Что же автор думает о происхождении и раннем расселении славян? Здесь он педантично следует уже рассмотренной выше традиции, связывающей праславян с Малой Азией, хеттами, Троей и видящей в арийцах древнейших обитателей Палестины (приводятся все те же небылицы о Палестине – «Опаленном Стане», о Сионе – «Сиян-горе» и т. д.), вероломно покоренных евреями. Автор «обогащает» этот ряд лишь рассуждениями Трубачева об ариях (синдах) на Тамани и лингвистической теорией самодеятельного автора середины XIX в. А. Гильфердинга об особой близости славянских языков к санскриту. Он пытается также доказать, что древнерусская литература насыщена ведическими ассоциациями (Антоненко 1994: 41–48, 65). Вот почему русским следует знать ведическое учение, тем более что «на русской почве возродилась арийская идея царской власти, праведной и самодержавной» (Антоненко 1994: 82). Тем самым автор подводит читателя к мысли о том, что «русская культура и древнеславянская религия имеют несомненную генетическую связь с ведической традицией, древнейшей на Земле». Следовательно, «русский, славянский народ имеет великое прошлое, он был частью великой арийской общности, он является наследником этой общности, и он никогда не примирится с жалкой ролью просителя на задворках цивилизации» (Антоненко 1994: 83). Так недавний студент подводит «научную» основу под русскую имперскую идею.
Выдавая себя за историка и знатока древних религий, Антоненко обнаруживает поразительное невежество, произвольно трактуя исторические и языковые факты, искажая смысл исторических концепций и полностью нарушая принятую в науке методологию. Это, в особенности, ярко проявилось в его статье об «арийстве русских», опубликованной журналом «Родина» (Антоненко 1997б).
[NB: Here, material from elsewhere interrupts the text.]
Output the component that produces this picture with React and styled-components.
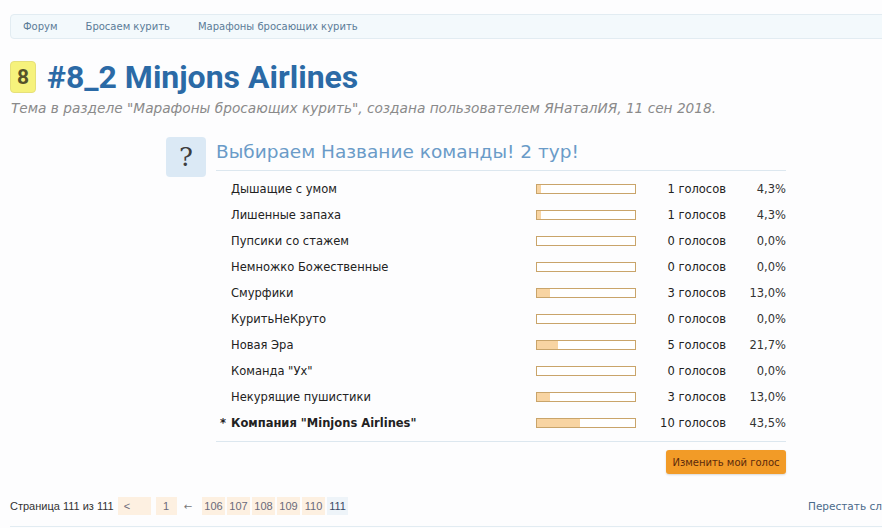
import React from "react";
import styled, { createGlobalStyle } from "styled-components";

const GlobalStyle = createGlobalStyle`
  html, body {
    margin: 0;
    padding: 0;
    background: #fdfdfe;
    overflow: hidden;
  }
  body {
    font-family: "DejaVu Sans", Verdana, sans-serif;
  }
`;

const Page = styled.div`
  width: 940px;
  padding: 14px 0 0 10px;
  box-sizing: border-box;
`;

const Breadcrumbs = styled.nav`
  display: flex;
  align-items: center;
  height: 25px;
  box-sizing: border-box;
  padding-left: 12px;
  gap: 28px;
  background: #f3f9fc;
  border: 1px solid #e2ecf2;
  border-radius: 4px 0 0 4px;
`;

const Crumb = styled.a`
  font-size: 10px;
  color: #5b7c98;
  text-decoration: none;
`;

const TitleBar = styled.div`
  display: flex;
  align-items: center;
  gap: 11px;
  margin-top: 19px;
`;

const Badge = styled.span`
  display: flex;
  align-items: center;
  justify-content: center;
  width: 26px;
  height: 32px;
  box-sizing: border-box;
  background: #f6f27c;
  border: 1px solid #e6e07a;
  border-radius: 4px;
  font-family: "Roboto", sans-serif;
  font-weight: 700;
  font-size: 21px;
  color: #55522a;
`;

const Title = styled.h1`
  margin: 0;
  font-family: "Roboto", sans-serif;
  font-weight: 700;
  font-size: 32px;
  line-height: 38px;
  color: #2b6aa6;
`;

const Subtitle = styled.p`
  margin: 4px 0 0 1px;
  font-size: 13.7px;
  font-style: italic;
  color: #8a8a8a;
`;

const Poll = styled.section`
  display: flex;
  gap: 10px;
  margin: 21px 0 0 156px;
`;

const QuestionBox = styled.div`
  width: 40px;
  height: 40px;
  flex: none;
  display: flex;
  align-items: center;
  justify-content: center;
  background: #dbe9f5;
  border-radius: 4px;
  font-family: "DejaVu Serif", serif;
  font-size: 26px;
  color: #3d3d3d;
`;

const PollBody = styled.div`
  width: 570px;
`;

const PollTitle = styled.h2`
  margin: 0;
  padding: 4px 0 8px;
  font-weight: 400;
  font-size: 18.5px;
  color: #6a9bc8;
  border-bottom: 1px solid #dce7ef;
`;

const Rows = styled.ul`
  list-style: none;
  margin: 0;
  padding: 5px 0 5px;
  border-bottom: 1px solid #dce7ef;
`;

const Row = styled.li`
  display: grid;
  grid-template-columns: 15px 305px 100px 90px 60px;
  align-items: center;
  height: 26px;
  font-size: 11.5px;
  color: #222;
  font-weight: ${(p) => (p.$mine ? 700 : 400)};
`;

const Mark = styled.span`
  padding-left: 4px;
  font-weight: 700;
`;

const Bar = styled.div`
  height: 10px;
  box-sizing: border-box;
  border: 1px solid #c9a46a;
  background: #fff;
`;

const BarFill = styled.div`
  height: 100%;
  background: #f8d4a2;
`;

const Votes = styled.span`
  text-align: right;
  font-weight: 400;
`;

const Percent = styled.span`
  text-align: right;
  font-weight: 400;
  color: #333;
`;

const PollFooter = styled.div`
  display: flex;
  justify-content: flex-end;
  padding-top: 8px;
`;

const VoteButton = styled.button`
  height: 24px;
  width: 120px;
  padding: 0;
  border: none;
  border-radius: 3px;
  background: #f29b27;
  box-shadow: 0 1px 2px rgba(0, 0, 0, 0.15);
  font-family: "DejaVu Sans", sans-serif;
  font-size: 10px;
  color: #5c2a0c;
`;

const BottomBar = styled.div`
  display: grid;
  grid-template-columns: 798px auto;
  align-items: center;
  margin-top: 23px;
  padding-bottom: 11px;
  border-bottom: 1px solid #e2ecf2;
`;

const Pager = styled.div`
  display: flex;
  align-items: center;
  gap: 2px;
  font-family: "Liberation Sans", Arial, sans-serif;
  font-size: 11px;
  color: #333;
`;

const PagerLabel = styled.span`
  margin-right: 2px;
`;

const PageLink = styled.a`
  display: flex;
  align-items: center;
  justify-content: ${(p) => (p.$wide ? "flex-start" : "center")};
  height: 18px;
  width: ${(p) => p.$w || 23}px;
  box-sizing: border-box;
  padding: 0 ${(p) => (p.$wide ? "6px" : "0")};
  background: ${(p) => (p.$current ? "#eef4f9" : "#fdf0e1")};
  color: ${(p) => (p.$current ? "#3a4a66" : "#6a6a7a")};
  text-decoration: none;
  margin-right: ${(p) => (p.$gap ? "3px" : "0")};
`;

const Arrow = styled.span`
  margin: 0 8px 0 5px;
  font-family: "DejaVu Sans", sans-serif;
  font-size: 10px;
  color: #777;
`;

const Unwatch = styled.a`
  font-size: 10.5px;
  color: #4a6a8a;
  white-space: nowrap;
`;

const options = [
  { name: "Дышащие с умом", votes: 1, pct: "4,3" },
  { name: "Лишенные запаха", votes: 1, pct: "4,3" },
  { name: "Пупсики со стажем", votes: 0, pct: "0,0" },
  { name: "Немножко Божественные", votes: 0, pct: "0,0" },
  { name: "Смурфики", votes: 3, pct: "13,0" },
  { name: "КуритьНеКруто", votes: 0, pct: "0,0" },
  { name: "Новая Эра", votes: 5, pct: "21,7" },
  { name: "Команда \"Ух\"", votes: 0, pct: "0,0" },
  { name: "Некурящие пушистики", votes: 3, pct: "13,0" },
  { name: "Компания \"Minjons Airlines\"", votes: 10, pct: "43,5", mine: true },
];

const pages = ["106", "107", "108", "109", "110"];

export default function App() {
  return (
    <>
      <GlobalStyle />
      <Page>
        <Breadcrumbs>
          <Crumb>Форум</Crumb>
          <Crumb>Бросаем курить</Crumb>
          <Crumb>Марафоны бросающих курить</Crumb>
        </Breadcrumbs>

        <TitleBar>
          <Badge>8</Badge>
          <Title>#8_2 Minjons Airlines</Title>
        </TitleBar>
        <Subtitle>
          Тема в разделе "Марафоны бросающих курить", создана пользователем ЯНаталИЯ, 11 сен 2018.
        </Subtitle>

        <Poll>
          <QuestionBox>?</QuestionBox>
          <PollBody>
            <PollTitle>Выбираем Название команды! 2 тур!</PollTitle>
            <Rows>
              {options.map((o) => (
                <Row key={o.name} $mine={o.mine}>
                  <Mark>{o.mine ? "*" : ""}</Mark>
                  <span>{o.name}</span>
                  <Bar>
                    <BarFill style={{ width: o.pct.replace(",", ".") + "%" }} />
                  </Bar>
                  <Votes>{o.votes} голосов</Votes>
                  <Percent>{o.pct}%</Percent>
                </Row>
              ))}
            </Rows>
            <PollFooter>
              <VoteButton>Изменить мой голос</VoteButton>
            </PollFooter>
          </PollBody>
        </Poll>

        <BottomBar>
          <Pager>
            <PagerLabel>Страница 111 из 111</PagerLabel>
            <PageLink $wide $gap $w={33}>&lt;</PageLink>
            <PageLink $w={21}>1</PageLink>
            <Arrow>←</Arrow>
            {pages.map((p) => (
              <PageLink key={p}>{p}</PageLink>
            ))}
            <PageLink $current $w={21}>111</PageLink>
          </Pager>
          <Unwatch>Перестать следить за темой</Unwatch>
        </BottomBar>
      </Page>
    </>
  );
}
Он безосновательно навязывает людям древнейших эпох мышление в категориях расовых и этнических различий, искусственно приписывает ариям ведение будто бы «религиозной войны» против аборигенов Индии, пишет о неких «замках дасью», не ведая, что ничего подобного в долине Инда археологам не известно, непонятно для чего предлагает читателю ошибочное сближение термина «арья» со славянским «орать» («пахать»), что сегодня разделяют только дилетанты. Говоря о «славянско-арийских» лингвистических и культурных параллелях, Антоненко полностью обходит вопрос о роли древнеиранских кочевников (скифов, сарматов, аланов) в истории народов Восточной Европы, а между тем, как установлено многочисленными исследованиями, именно контакты с ними сыграли первостепенную роль в усвоении иранского наследия славянами. Автор верит в существование в древности «ведического монотеизма», о котором специалисты ничего не знают. Но самое главное, делая вид, что знакомит читателя с содержанием понятия «арья», Антоненко смешивает все эпохи, будто не ведая, что смысл термина со временем изменялся.
Даже столь почитаемая С. Антоненко Н. Г. Гусева нашла нужным указать ему на ряд ошибочных утверждений и подходов. Она предупреждала против искусственного отождествления славян с ариями, верно отмечала принципиальные хозяйственные различия между ними (славяне – земледельцы, а арии – скотоводы), отрицала существование в прошлом «русского ведизма» и «мудрой нордической прарелигии». Справедливо отлучая подобные взгляды (которым Антоненко симпатизирует) от науки и не без оснований подчеркивая их родство с нацистской версией истории, Гусева развенчивала так называемое «благородство» ариев и видела в них примитивных скотоводов. Вслед за индийскими лингвистами она этимологизировала термин «арья» как «хозяин скота, кочевник» и настаивала на том, что значение «благородный» было приписано ему много позднее, вероятно в эпоху Средневековья. Впрочем, оставаясь приверженной идее «Арктической прародины», Гусева и сама плодила у читателей журнала «Родина» необоснованные иллюзии (Гусева 1997 г).